Discovering my family history: Genealogy at the National Archives

Today’s post comes from Garet Anderson-Lind, an intern in the National Archives History Office.

U.S. Immigrant Building at Ellis Island, 1900. (National Archives Identifier: 597954)

As an aspiring historian, genealogy has always been an aspect of history that I have found interesting. Growing up I heard stories of older relatives and our strong German heritage, which inspired me to look deeper into our history and what it meant to be a part of our family.

Until I got involved with the National Archives as a history office intern, it always felt like the tools to explore my family’s history were out of reach. Not only did pay walls on websites stop me, I lacked the know-how to explore my ancestors and their stories.

Through the National Archives, several avenues of research and discovery have opened up to me.

Today I am sharing a few highlights of my family’s history and talking about the tools I used to help research my ancestors. I hope to inspire others to pursue their own genealogy research, and to help potential researchers avoid some of the pitfalls I encountered when I attempted to do my genealogy research.

Hailing from Wisconsin, it will surprise no one with a knowledge of the area that my family going back many generations is sehr Deutsch—very German.

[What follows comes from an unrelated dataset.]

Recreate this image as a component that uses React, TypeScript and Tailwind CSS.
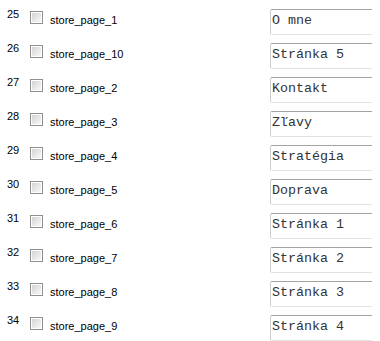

Through my research, I was able to pinpoint where many of my ancestors came from, thanks in part to immigration and census records available online.

1940 Census Enumeration District Descriptions – Wisconsin – Winnebago County – ED 70-7, ED 70-8, ED 70-9, ED 70-10, 1940. (National Archives Identifier 5888050)

The first ancestor I want to highlight is Albert Edward Domke. Born in Pomerania, which was then a part of Prussia, Albert came to the United States on the passenger ship America in 1869, around the age of 20. Married to Anne Nessbauer (Nesbower), Albert was a nailer who lived until the ripe age of 43 and had two children, both sons.

One of the more interesting facts about Albert is that he possibly changed his last name when he arrived in the United States. As far as my research can tell, the name he and his family used on the immigration forms when arriving here was Damkse, slightly different than the last name Domke that he and three more generations of my family used before the name ended with my father’s mother.

Highlighting both the desire to “Americanize” last names and the continued fight for good documentation, my grandfather Albert shows the many of the difficulties that can arise when trying to pin down older ancestors.

Not all my family members were born more than 150 years ago. Another family member whose story now inspires me is my great grandmother, Nina Meyer, from my mother’s side.

Born in 1914 to Christ Meyer and Wilhelmina Nehring, Nina went on to survive the Great Depression and go to college as well. Although neither of her parents got past eighth grade, Grandma Nina was able to not only graduate high school, but had at least a year of college when the 1940 census rolled around. And she was also married to my great-grandfather at the time.

Throughout my research, I used resources from the National Archives, many of which you can find online.

The first place to start is the general National Archives genealogy page. The website provides a great starting point for genealogy research.

Furthermore, through the NARA website, the site was a huge boon to my efforts. With access to census records and immigration papers, Ancestry helps connect all the dots. The site also provides help through the creation of user-generated family trees. Visitors to National Archives facilities nationwide may access for free.

In addition to Ancestry, the site also provides helpful tips to getting your genealogy research started.

Finally, to help keep in the spirit of history and research, don’t forget that 2017 is the anniversary of America’s entry in World War I. If you know of a family member who served or you want to find out, the National Archives has many resources for these types of inquiries as well.

Over 4.7 million American men and woman served during World War I. Did someone in your family serve? Photo: American Red Cross canteen at the station of Bordeaux, France, where soldiers of the Allied armies get lunches, tobacco, etc. 1918. (National Archives Identifier: 20803816)

Hopefully, my family’s story has provided some insight into the interesting things you can learn about your own family history.

In addition, not only is family history research important for personal reasons, through continued efforts by everyone, more and more family connections can be made. Perhaps your own investigation can provide a family member’s maiden name to another researcher, or perhaps an old photo album contains a picture of someone else’s great-great-grandfather that they have never seen.